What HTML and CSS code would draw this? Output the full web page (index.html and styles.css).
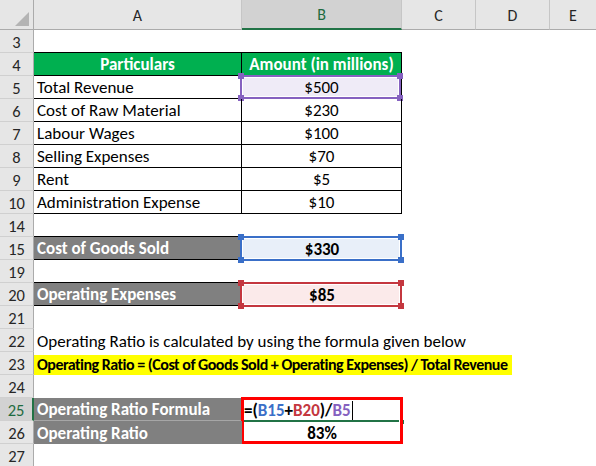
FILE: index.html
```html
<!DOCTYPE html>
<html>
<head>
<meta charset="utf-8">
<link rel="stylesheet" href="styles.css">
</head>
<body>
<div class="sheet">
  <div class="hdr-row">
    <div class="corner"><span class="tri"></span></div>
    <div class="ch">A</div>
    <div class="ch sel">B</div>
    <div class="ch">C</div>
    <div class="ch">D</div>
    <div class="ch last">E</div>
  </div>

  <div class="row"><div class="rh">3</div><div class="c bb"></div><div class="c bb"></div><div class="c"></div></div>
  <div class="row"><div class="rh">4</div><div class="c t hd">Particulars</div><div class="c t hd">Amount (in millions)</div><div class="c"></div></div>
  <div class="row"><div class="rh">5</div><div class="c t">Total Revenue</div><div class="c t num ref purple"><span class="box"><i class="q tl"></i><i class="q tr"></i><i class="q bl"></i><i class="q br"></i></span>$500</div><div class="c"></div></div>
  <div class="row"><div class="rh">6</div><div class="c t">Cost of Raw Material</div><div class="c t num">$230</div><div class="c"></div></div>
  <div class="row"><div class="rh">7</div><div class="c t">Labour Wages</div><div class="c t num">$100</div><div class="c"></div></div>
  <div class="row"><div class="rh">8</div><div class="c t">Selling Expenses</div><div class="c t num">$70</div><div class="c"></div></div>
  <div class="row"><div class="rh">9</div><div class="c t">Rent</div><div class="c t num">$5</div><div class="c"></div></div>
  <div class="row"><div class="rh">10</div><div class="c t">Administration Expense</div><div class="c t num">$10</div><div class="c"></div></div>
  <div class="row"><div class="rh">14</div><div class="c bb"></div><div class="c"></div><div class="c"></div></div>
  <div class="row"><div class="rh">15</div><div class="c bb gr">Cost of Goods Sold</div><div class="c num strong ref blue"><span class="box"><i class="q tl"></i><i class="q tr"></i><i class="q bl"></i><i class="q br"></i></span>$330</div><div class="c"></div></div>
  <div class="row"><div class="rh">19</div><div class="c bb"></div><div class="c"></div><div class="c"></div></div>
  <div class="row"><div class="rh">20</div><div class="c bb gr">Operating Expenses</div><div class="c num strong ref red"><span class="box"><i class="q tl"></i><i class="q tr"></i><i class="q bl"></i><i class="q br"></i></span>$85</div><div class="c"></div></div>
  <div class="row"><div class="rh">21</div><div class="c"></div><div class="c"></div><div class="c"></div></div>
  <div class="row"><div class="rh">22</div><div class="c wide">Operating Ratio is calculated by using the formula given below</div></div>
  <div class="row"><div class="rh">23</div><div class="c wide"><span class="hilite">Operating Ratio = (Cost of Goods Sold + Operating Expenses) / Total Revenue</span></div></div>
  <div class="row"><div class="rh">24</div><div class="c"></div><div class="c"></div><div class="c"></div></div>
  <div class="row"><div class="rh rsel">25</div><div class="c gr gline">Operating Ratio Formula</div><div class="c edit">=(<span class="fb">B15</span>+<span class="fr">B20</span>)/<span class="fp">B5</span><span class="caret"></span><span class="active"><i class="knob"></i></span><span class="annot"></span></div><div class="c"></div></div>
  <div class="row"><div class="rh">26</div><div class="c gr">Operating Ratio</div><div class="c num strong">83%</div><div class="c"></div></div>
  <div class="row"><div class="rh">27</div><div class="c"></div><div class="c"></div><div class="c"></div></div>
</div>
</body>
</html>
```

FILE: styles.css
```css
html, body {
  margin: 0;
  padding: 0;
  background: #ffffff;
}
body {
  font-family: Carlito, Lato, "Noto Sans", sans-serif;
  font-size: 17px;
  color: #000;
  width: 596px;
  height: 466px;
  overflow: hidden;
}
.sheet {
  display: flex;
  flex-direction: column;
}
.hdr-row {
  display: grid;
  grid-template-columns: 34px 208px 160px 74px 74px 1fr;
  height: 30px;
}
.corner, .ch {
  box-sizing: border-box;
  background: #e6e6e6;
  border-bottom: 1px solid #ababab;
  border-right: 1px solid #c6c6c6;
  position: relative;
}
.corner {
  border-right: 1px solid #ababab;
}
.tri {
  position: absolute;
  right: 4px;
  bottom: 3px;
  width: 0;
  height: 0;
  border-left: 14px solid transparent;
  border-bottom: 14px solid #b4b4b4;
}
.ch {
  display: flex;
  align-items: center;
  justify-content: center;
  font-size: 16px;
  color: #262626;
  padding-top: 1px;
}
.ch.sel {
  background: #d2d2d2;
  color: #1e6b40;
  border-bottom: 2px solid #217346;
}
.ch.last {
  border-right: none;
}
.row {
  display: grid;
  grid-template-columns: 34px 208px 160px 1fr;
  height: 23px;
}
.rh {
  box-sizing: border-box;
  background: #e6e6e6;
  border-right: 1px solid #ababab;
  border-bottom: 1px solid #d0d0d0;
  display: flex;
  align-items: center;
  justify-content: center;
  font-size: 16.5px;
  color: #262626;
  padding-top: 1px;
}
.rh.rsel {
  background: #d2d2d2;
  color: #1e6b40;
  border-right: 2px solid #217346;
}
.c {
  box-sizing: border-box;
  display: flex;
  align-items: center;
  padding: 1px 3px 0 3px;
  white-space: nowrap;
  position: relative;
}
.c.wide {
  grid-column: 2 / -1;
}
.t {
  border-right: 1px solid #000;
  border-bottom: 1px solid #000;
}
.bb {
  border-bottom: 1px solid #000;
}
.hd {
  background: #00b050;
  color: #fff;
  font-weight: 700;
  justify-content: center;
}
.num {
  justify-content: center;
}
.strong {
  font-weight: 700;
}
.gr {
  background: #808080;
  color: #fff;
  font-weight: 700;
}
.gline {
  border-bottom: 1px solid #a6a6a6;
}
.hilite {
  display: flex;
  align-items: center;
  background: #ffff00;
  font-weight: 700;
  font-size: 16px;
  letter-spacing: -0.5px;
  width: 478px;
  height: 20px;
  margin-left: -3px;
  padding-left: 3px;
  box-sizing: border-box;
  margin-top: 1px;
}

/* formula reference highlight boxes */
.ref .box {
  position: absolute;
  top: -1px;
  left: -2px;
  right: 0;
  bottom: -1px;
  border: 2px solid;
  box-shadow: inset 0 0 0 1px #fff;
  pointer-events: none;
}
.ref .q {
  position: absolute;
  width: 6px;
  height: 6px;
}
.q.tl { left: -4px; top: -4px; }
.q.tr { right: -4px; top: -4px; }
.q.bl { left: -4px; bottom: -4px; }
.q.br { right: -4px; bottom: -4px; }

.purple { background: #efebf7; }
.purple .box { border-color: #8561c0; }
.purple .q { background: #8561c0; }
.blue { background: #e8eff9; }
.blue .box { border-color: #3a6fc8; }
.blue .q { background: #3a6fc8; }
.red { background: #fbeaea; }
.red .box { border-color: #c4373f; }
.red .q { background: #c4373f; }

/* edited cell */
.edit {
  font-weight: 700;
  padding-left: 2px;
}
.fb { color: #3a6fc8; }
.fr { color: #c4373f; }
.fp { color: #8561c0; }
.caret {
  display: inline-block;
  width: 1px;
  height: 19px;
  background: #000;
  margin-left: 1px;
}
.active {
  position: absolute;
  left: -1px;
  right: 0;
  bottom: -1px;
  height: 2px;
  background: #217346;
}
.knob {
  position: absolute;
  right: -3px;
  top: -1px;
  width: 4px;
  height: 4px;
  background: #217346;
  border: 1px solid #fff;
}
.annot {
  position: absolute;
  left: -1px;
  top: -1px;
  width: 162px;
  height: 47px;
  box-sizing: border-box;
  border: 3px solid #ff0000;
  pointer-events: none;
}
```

==================================================

#### Task prompt:
Show each line of the listing that holds the string "styles".

#### Response for this exercise:
What HTML and CSS code would draw this? Output the full web page (index.html and styles.css).
<link rel="stylesheet" href="styles.css">
FILE: styles.css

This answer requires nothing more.